Quite often insurance carriers require law firms to split a bill among two or more parties, this is normally referred to as Split-party Billing. Many times there are complexities that make a seemingly simple task, much more complex.
We’ll examine “best practices” to both meet client requirements and provide the firm with solid accounting transactions for proper reporting and profitability analysis.
- Split-party Billing usually calls for a master file to be set-up where all fees and costs are posted to that file. Additional “bill parties” are then added with a designation as to what % of the fees and costs will be billed to each of the parties.
- The system should check to be sure that 100% of the fees and costs are being allocated at all times.
- The use of effective dates for each party is very important, it’s not unusual that there are “in’s and out’s” of bill parties throughout the life of a case. The ‘bill parties” don’t necessarily have to be clients and matters in the system, they can just be an entity called “bill party”. Many times this is much easier to just designate a person or company that will pay a portion of a bill without setting up all the official client/matter information. You just need a name and address to send the bill to.
- Normally, in the case of Split-party Billing, a single rate is used to value each time entry. If different rates are used for each party it is difficult to determine a % of each bill to be split, from a dollar point of view. If each party must have a different rate, then the actual time entries are first split, and then valued separately for each party. If different rates are used each party receives a completely separate bill without calculations showing the % split.
- Since most Split-party bills are going to one or more insurance carriers it is convenient to get agreement ahead of time on a common phase and task code set to be used.
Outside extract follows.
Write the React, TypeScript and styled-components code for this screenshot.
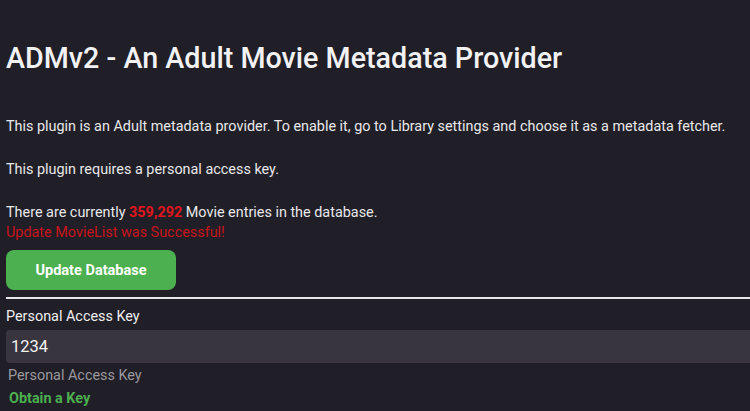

- At the time of billing the system looks to actually generate, in effect a single bill, with each bill party seeing their share of the total bill. So for example, if bill party #1 is paying 50% of the total and the bill is for $10,000 the bill would show all the detailed fees and costs, a “total bill amount” and then a line in the bill showing bill party #1 owes 50% or $5,000. If bill party #2 is paying 25%, they would get the same bill sent to their attention showing on one line that they owed $2,500.
- There are a lot of iterations of this general idea of a “single bill”, including different bill formats, including past billing and payment history and outstanding AR or Retainers being applied for each of the bill parties on only their copy of the bill.
- In Split-party Billing the “bill parties’ act as “sub-matters” to the master file or master matter. Therefore in many systems, Accounts Receivable can roll-up to the master matter, with the ability to drill-down to a bill party’s portion of the AR.
- Split-party bills can also be separately e-billed to multiple “bill parties”, i.e. insurance carriers. In the case of e-billing it is not unusual that the e-bill party want all the “pre-split” transactions, the e-bill party already knows what % they have agreed to pay and the LEDES format will handle all of this.
- The system should save all detailed transactions so that normal accounting adjustments can be made such as, reversing a bill, transferring a payment, charging interest for one or more of the bill parties, etc.